Programming itself bored me. But this changed in college once I discovered the connection between coding and business. I bought a book on the fundamentals of software engineering and quickly realized that I could make websites and other products. The concept of software as a business finally clicked in my head.
So I switched my business major to a computer science program at Georgia Tech and started experimenting with building my own products. Then fate came knocking. The founding CTO of a new public beta app called Hired came across a profile I had created on the app. He flew me to San Francisco and asked me to be the first hire and founding engineer. I strongly believe that if your dream comes to you, you do not tell it to wait. I did not need much convincing to leave school and join the team.
For the next six years, I had a blast helping build the company. Our goal was to streamline the recruiting process by using technology to match qualified job seekers with companies. I was there from the first successful job placement on the platform all the way up to Hired’s major growth, with hundreds of employees and tens of millions of dollars in annual recurring revenue.
My entrepreneurial mindset told me to try as many roles as possible so I could understand how everyone’s perspective contributed to the overall business.
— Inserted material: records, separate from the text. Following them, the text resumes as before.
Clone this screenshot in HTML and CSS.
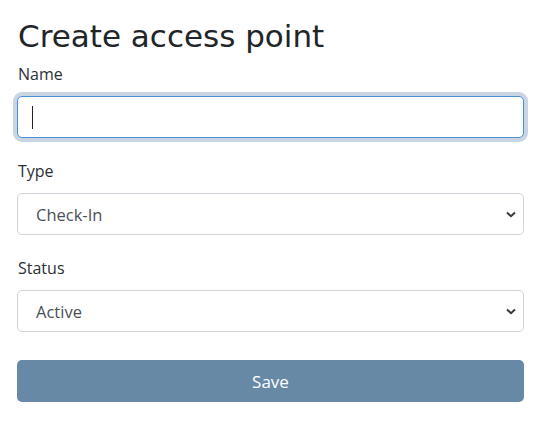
FILE: index.html
```
<!DOCTYPE html>
<html>
<head>
<meta charset="utf-8">
<link rel="stylesheet" href="styles.css">
</head>
<body>
<div class="page">
  <h1 class="title">Create access point</h1>
  <div class="group">
    <label class="label">Name</label>
    <div class="field">
      <input class="control control-focus" type="text">
      <span class="caret"></span>
    </div>
  </div>
  <div class="group">
    <label class="label">Type</label>
    <div class="field">
      <select class="control select"><option>Check-In</option></select>
      <svg class="chevron" width="10" height="7" viewBox="0 0 10 7"><path d="M1 1.5 5 5.2 9 1.5" fill="none" stroke="#343a40" stroke-width="2"/></svg>
    </div>
  </div>
  <div class="group">
    <label class="label">Status</label>
    <div class="field">
      <select class="control select"><option>Active</option></select>
      <svg class="chevron" width="10" height="7" viewBox="0 0 10 7"><path d="M1 1.5 5 5.2 9 1.5" fill="none" stroke="#343a40" stroke-width="2"/></svg>
    </div>
  </div>
  <button class="btn">Save</button>
</div>
</body>
</html>
```
FILE: styles.css
```
html, body {
  margin: 0;
  padding: 0;
  background: #fff;
}
.page {
  padding: 16px 18px 0 17px;
  font-family: "Open Sans", "Noto Sans", sans-serif;
  color: #212529;
}
.title {
  margin: 0 0 6px 1px;
  font-family: "DejaVu Sans", sans-serif;
  font-weight: 400;
  font-size: 31px;
  line-height: 40px;
  color: #212529;
}
.group {
  margin-bottom: 21px;
}
.label {
  display: block;
  font-size: 16px;
  line-height: 24px;
  margin: 0 0 10px 1px;
  color: #2b2f33;
}
.field {
  position: relative;
}
.control {
  display: block;
  box-sizing: border-box;
  width: 100%;
  height: 42px;
  margin: 0;
  padding: 0 18px;
  border: 1px solid #ced4da;
  border-radius: 5px;
  font-family: inherit;
  font-size: 16.5px;
  color: #495057;
  background: #fff;
  outline: none;
}
.control-focus {
  border-color: #4a90d9;
  box-shadow: 0 0 0 4px #c9d5e2;
}
.select {
  appearance: none;
  -webkit-appearance: none;
}
.chevron {
  position: absolute;
  right: 8px;
  top: 18px;
}
.caret {
  position: absolute;
  left: 15px;
  top: 10px;
  width: 1px;
  height: 23px;
  background: #222;
}
.btn {
  display: block;
  box-sizing: border-box;
  width: 100%;
  height: 42px;
  margin-top: 28px;
  border: 0;
  border-radius: 5px;
  background: #6889a5;
  color: #fff;
  font-family: inherit;
  font-size: 17px;
}
```
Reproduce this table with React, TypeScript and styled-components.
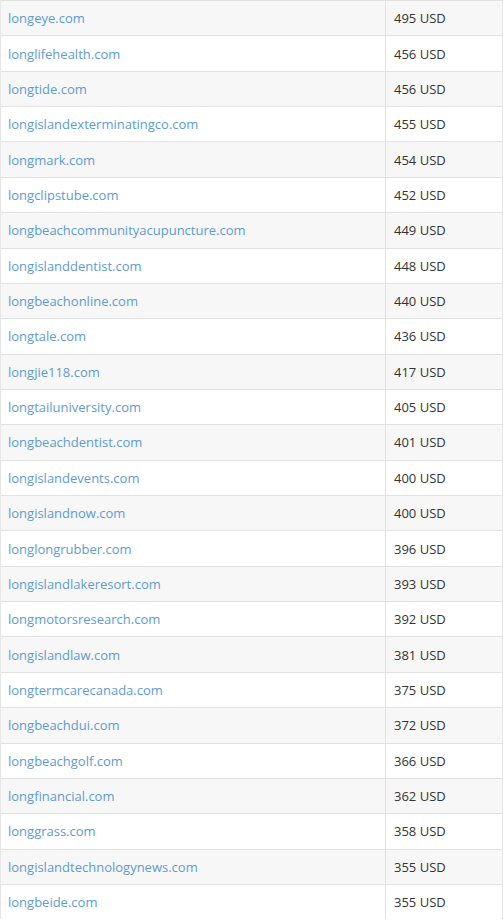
import React from "react";
import styled, { createGlobalStyle } from "styled-components";

const Global = createGlobalStyle`
  html, body { margin: 0; padding: 0; background: #fff; }
  body { font-family: "Open Sans", "Liberation Sans", sans-serif; font-size: 13px; color: #333; }
`;

const rows: [string, number][] = [
  ["longeye.com", 495],
  ["longlifehealth.com", 456],
  ["longtide.com", 456],
  ["longislandexterminatingco.com", 455],
  ["longmark.com", 454],
  ["longclipstube.com", 452],
  ["longbeachcommunityacupuncture.com", 449],
  ["longislanddentist.com", 448],
  ["longbeachonline.com", 440],
  ["longtale.com", 436],
  ["longjie118.com", 417],
  ["longtailuniversity.com", 405],
  ["longbeachdentist.com", 401],
  ["longislandevents.com", 400],
  ["longislandnow.com", 400],
  ["longlongrubber.com", 396],
  ["longislandlakeresort.com", 393],
  ["longmotorsresearch.com", 392],
  ["longislandlaw.com", 381],
  ["longtermcarecanada.com", 375],
  ["longbeachdui.com", 372],
  ["longbeachgolf.com", 366],
  ["longfinancial.com", 362],
  ["longgrass.com", 358],
  ["longislandtechnologynews.com", 355],
  ["longbeide.com", 355],
];

const Wrap = styled.div`
  width: 501px;
  border-left: 1px solid #e6e6e6;
  border-right: 1px solid #e6e6e6;
`;

const Table = styled.table`
  width: 100%;
  border-collapse: collapse;
  table-layout: fixed;
`;

const Row = styled.tr<{ $striped: boolean }>`
  background: ${(p) => (p.$striped ? "#f7f7f7" : "#fff")};
`;

const Cell = styled.td<{ $w?: number }>`
  height: 34.36px;
  padding: 0 8px;
  border-top: 1px solid #e2e2e2;
  border-left: 1px solid #e2e2e2;
  vertical-align: middle;
  line-height: 18px;
  white-space: nowrap;
  &:first-child { border-left: none; padding-left: 7px; }
  ${(p) => (p.$w ? `width: ${p.$w}px;` : "")}
`;

const Link = styled.a`
  color: #5e9bd3;
  text-decoration: none;
`;

export default function App() {
  return (
    <>
      <Global />
      <Wrap>
        <Table>
          <tbody>
            {rows.map(([d, v], i) => (
              <Row key={d} $striped={i % 2 === 0}>
                <Cell $w={369}>
                  <Link href="#">{d}</Link>
                </Cell>
                <Cell>{v} USD</Cell>
              </Row>
            ))}
          </tbody>
        </Table>
      </Wrap>
    </>
  );
}
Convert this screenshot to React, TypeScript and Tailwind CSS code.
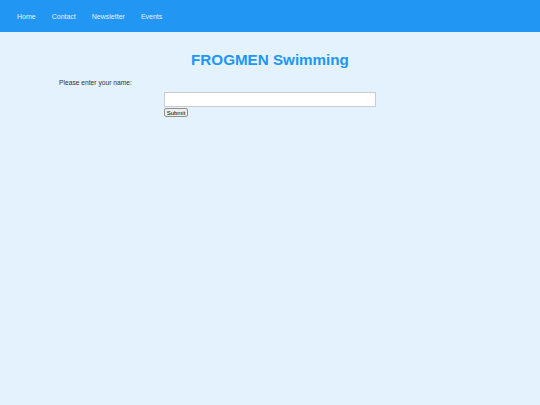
export default function App() {
  const links = ['Home', 'Contact', 'Newsletter', 'Events'];
  return (
    <div className="min-h-screen bg-[#e3f2fd] font-['Liberation_Sans',Arial,sans-serif]">
      <nav className="h-8 bg-[#2196f3] flex items-center pl-[17px] pt-px gap-4">
        {links.map((l) => (
          <a key={l} className="text-[7px] text-[#e3f2fd] leading-none">{l}</a>
        ))}
      </nav>
      <main className="pt-[20px]">
        <h1 className="text-center text-[15.2px] font-bold text-[#2196f3] leading-none">FROGMEN Swimming</h1>
        <p className="mt-[12px] ml-[59px] text-[6.7px] text-[#333] leading-[7px]">Please enter your name:</p>
        <div className="ml-[164px] mt-[6px] flex flex-col items-start">
          <input type="text" className="w-[212px] h-[15px] bg-white border border-[#ccc] outline-none" />
          <button className="mt-[1px] h-[9px] w-[24px] text-[6px] leading-none bg-[#efefef] border border-[#8f8f8f] rounded-[2px] text-black">Submit</button>
        </div>
      </main>
    </div>
  );
}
For example, I served as an engineering manager, recruiting and onboarding new teammates and growing the team threefold. I also briefly explored product management and learned how to build the product from the ground up. Later, I was a marketing engineer and then a framework engineer. I developed a pub-sub framework for tracking and analyzing our two-sided marketplace at scale. I built an extensible visual design architecture with the design team as well as a CSS framework to back it up.
Hired grew tremendously in those six years and it felt like the right time for my next challenge. When I connected with a member of the Aha! People Success team, I knew there was something special. The software itself appealed to me as a business-minded engineer. Instead of having to go out of my way to find relevant business information, I could be two clicks away from it at all times.
The interview process was remarkably fast and decisive. I spoke with several teammates in quick succession and was happy to learn that everyone at Aha! uses the software to do their work. I read Lovability and a ton of blog posts over a weekend and knew I had to join. I was ecstatic about the idea of being surrounded by product and business experts.
Since joining the engineering team, I have worked on various experiments and analytics instrumentation. The coolest feature I launched so far was percent of work completed. This feature, which lets users visualize progress on roadmaps and reports, had been requested by customers early and often. It felt great to make it a reality. I also spearheaded an initiative to get an end-to-end regression test suite into our build pipeline. I have since written a ton of regression specs to help catch bugs before they reach production.
I am grateful to play a role at Aha! in building a world-class product and company every day.
I get to learn from an ecosystem of the best product managers, marketing experts, developers, and engineers. It is a healthy work environment where everyone is helpful, supportive, and generously shares their knowledge.
I have certainly come a long way from pretending to run a cafe out of my family’s basement. But there is one thing that has remained constant throughout the years — my passion for business and entrepreneurship. I am happy to say that I still start most mornings reading The Journal. Only now I stick to the online version (no trip down the driveway required).